The TNI could read the writing on the wall. In a visit to Dili on 11 September, Wiranto acknowledged as much when he said, "We cannot rule out the possibility of accelerating the arrival of the peace-keeping force". Finally, in an emergency debate in the UN Security Council on 12 September 1999, US envoy Richard Holbrooke warned Indonesia that it faced 'the point of no return in international relations' if it did not accept an international peacekeeping force.

Indonesia's resistance ended within hours. On 12 September 1999, Habibie emerged from a special Cabinet meeting, stood alongside Wiranto and made a nationwide announcement of the decision to allow a UN force into Timor. Wiranto's presence beside Habibie sent a clear signal that the TNI was aligned with the decision.
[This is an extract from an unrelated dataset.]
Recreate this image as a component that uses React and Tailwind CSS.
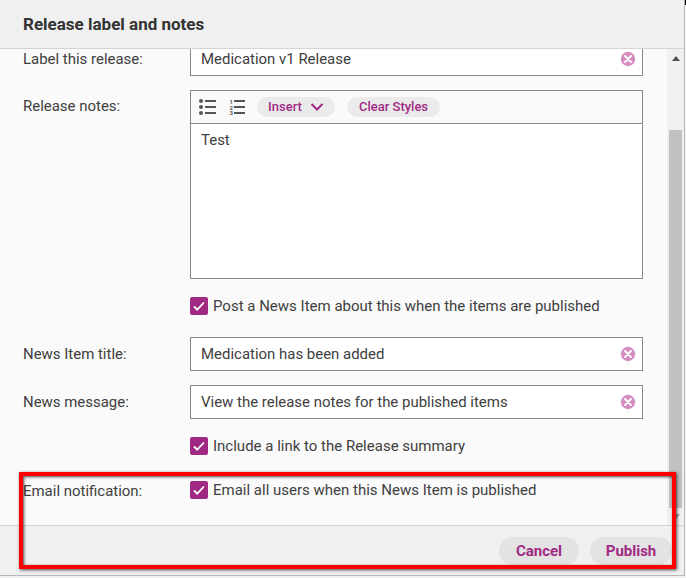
const font = "font-['Roboto',sans-serif]";

function ClearIcon() {
  return (
    <svg width="16" height="16" viewBox="0 0 16 16" className="shrink-0">
      <circle cx="8" cy="8" r="7.2" fill="#d48fc0" />
      <path d="M5 5l6 6M11 5l-6 6" stroke="#fff" strokeWidth="1.8" strokeLinecap="round" />
    </svg>
  );
}

function Check({ label }) {
  return (
    <div className="flex items-center h-5 ml-[167px]">
      <span className="w-[18px] h-[18px] rounded-[2px] bg-[#a02a83] flex items-center justify-center mr-[5px]">
        <svg width="14" height="14" viewBox="0 0 14 14" fill="none">
          <path d="M2 7.5l3.2 3.2L12 3.5" stroke="#fff" strokeWidth="1.8" />
        </svg>
      </span>
      <span className="pt-[1px] text-[15px]">{label}</span>
    </div>
  );
}

function TextRow({ label, value, className }) {
  return (
    <div className={"flex items-center " + (className || "")}>
      <label className="w-[167px] shrink-0 pt-[1px]">{label}</label>
      <div className="w-[453px] h-[34px] bg-white border border-[#888] flex items-center justify-between pl-[10px] pr-[6px]">
        <span className="pt-[1px]">{value}</span>
        <ClearIcon />
      </div>
    </div>
  );
}

export default function App() {
  return (
    <div className={"w-[686px] h-[578px] bg-[#f0f0f0] relative overflow-hidden text-[14.96px] text-[#404040] " + font}>
      <div className="w-[685px] h-[576px] flex flex-col bg-[#fafafa] border-r border-b border-[#b8b8b8]">
        <div className="h-[49px] shrink-0 bg-[#f0f0f0] border-b border-[#d4d4d4] pl-[23px] pt-[1px] flex items-center">
          <h2 className="text-[17px] font-bold text-[#333]">Release label and notes</h2>
        </div>
        <div className="flex-1 flex min-h-0">
          <div className="flex-1 overflow-hidden pl-[23px]">
            <TextRow label="Label this release:" value="Medication v1 Release" className="-mt-[7px]" />
            <div className="flex mt-[14px]">
              <label className="w-[167px] shrink-0 pt-[5px]">Release notes:</label>
              <div className="w-[453px] h-[189px] border border-[#888] bg-white flex flex-col">
                <div className="h-[33px] shrink-0 bg-[#fafafa] border-b border-[#888] flex items-center pl-2">
                  <svg width="17" height="16" viewBox="0 0 17 16" className="shrink-0">
                    <g fill="#555">
                      <circle cx="2" cy="2" r="2" />
                      <circle cx="2" cy="8" r="2" />
                      <circle cx="2" cy="14" r="2" />
                      <rect x="6" y="1" width="11" height="2" />
                      <rect x="6" y="7" width="11" height="2" />
                      <rect x="6" y="13" width="11" height="2" />
                    </g>
                  </svg>
                  <svg width="16" height="16" viewBox="0 0 16 16" className="shrink-0 ml-[13px]">
                    <g fill="#555" fontSize="6" fontFamily="Roboto, sans-serif" fontWeight="700">
                      <text x="0.5" y="4.5">1</text>
                      <text x="0.5" y="10.5">2</text>
                      <text x="0.5" y="16">3</text>
                      <rect x="5" y="1" width="11" height="2" />
                      <rect x="5" y="7" width="11" height="2" />
                      <rect x="5" y="13" width="11" height="2" />
                    </g>
                  </svg>
                  <button className="ml-3 h-5 w-[78px] rounded-full bg-[#ebebeb] text-[13px] font-medium text-[#a02a83] flex items-center justify-center gap-[8px]">
                    Insert
                    <svg width="14" height="8" viewBox="0 0 14 8" fill="none">
                      <path d="M1.5 1l5.5 5.5L12.5 1" stroke="#a02a83" strokeWidth="2" />
                    </svg>
                  </button>
                  <button className="ml-3 h-5 w-[93px] rounded-full bg-[#ebebeb] text-[13px] font-medium text-[#a02a83]">Clear Styles</button>
                </div>
                <div className="pl-[10px] pt-[5px]">Test</div>
              </div>
            </div>
            <div className="mt-[17px]">
              <Check label="Post a News Item about this when the items are published" />
            </div>
            <TextRow label="News Item title:" value="Medication has been added" className="mt-[21px]" />
            <TextRow label="News message:" value="View the release notes for the published items" className="mt-[14px]" />
            <div className="mt-[17px]">
              <Check label="Include a link to the Release summary" />
            </div>
            <div className="relative mt-[24px]">
              <label className="absolute left-0 top-[1px] leading-5">Email notification:</label>
              <Check label="Email all users when this News Item is published" />
            </div>
          </div>
          <div className="w-[17px] shrink-0 bg-[#f0f0f0] flex flex-col items-center">
            <svg width="8" height="5" viewBox="0 0 8 5" className="mt-[7px]"><path d="M4 0l4 5H0z" fill="#505050" /></svg>
            <div className="w-[13px] h-[378px] bg-[#c1c1c1] mt-[69px]" />
            <svg width="8" height="5" viewBox="0 0 8 5" className="mt-[6px]"><path d="M4 5l4-5H0z" fill="#a0a0a0" /></svg>
          </div>
        </div>
        <div className="h-[50px] shrink-0 bg-[#f0f0f0] border-t border-[#d4d4d4] flex justify-end items-start pt-[11px] pr-[12px] gap-[11px]">
          <button className="h-7 w-20 rounded-full bg-[#e3e3e3] text-[15px] font-bold text-[#a02a83]">Cancel</button>
          <button className="h-7 w-[82px] rounded-full bg-[#e3e3e3] text-[15px] font-bold text-[#a02a83]">Publish</button>
        </div>
      </div>
      {/* red annotation box */}
      <div className="absolute left-[19px] top-[472px] w-[657px] h-[97px] border-4 border-[#ff0000] shadow-[1px_1px_3px_rgba(0,0,0,0.7),inset_1px_1px_3px_rgba(0,0,0,0.7)]" />
      <div className="absolute right-0 top-0 w-[1px] h-[5px] bg-black" />
    </div>
  );
}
There was a last-ditch attempt by the Indonesians to determine the composition of the force; the Indonesian military spokesman Brigadier General Sudrajat said that 'the armed forces reject Australia as part of any peacekeeping troops? the majority of the force [should] come from ASEAN'.

However, this was quickly resolved by the US's insistence that Indonesia not interfere: "they should not be able to say who is in or not in the force and what the structure of the force would be".

Hours after Sudrajat's protests, Habibie confirmed to UN Secretary General Kofi Annan that Indonesia was 'putting up no conditionalities, so it is all up to the United Nations to prepare the composition'.

This is how Australian troops were sent in ­ from an evacuation mission, which fitted in with the TNI strategy, to a peace keeping mission, which the Australian government had done its best to avoid. It was forced to turn against its Indonesian ally, albeit temporarily, because of pressure from below.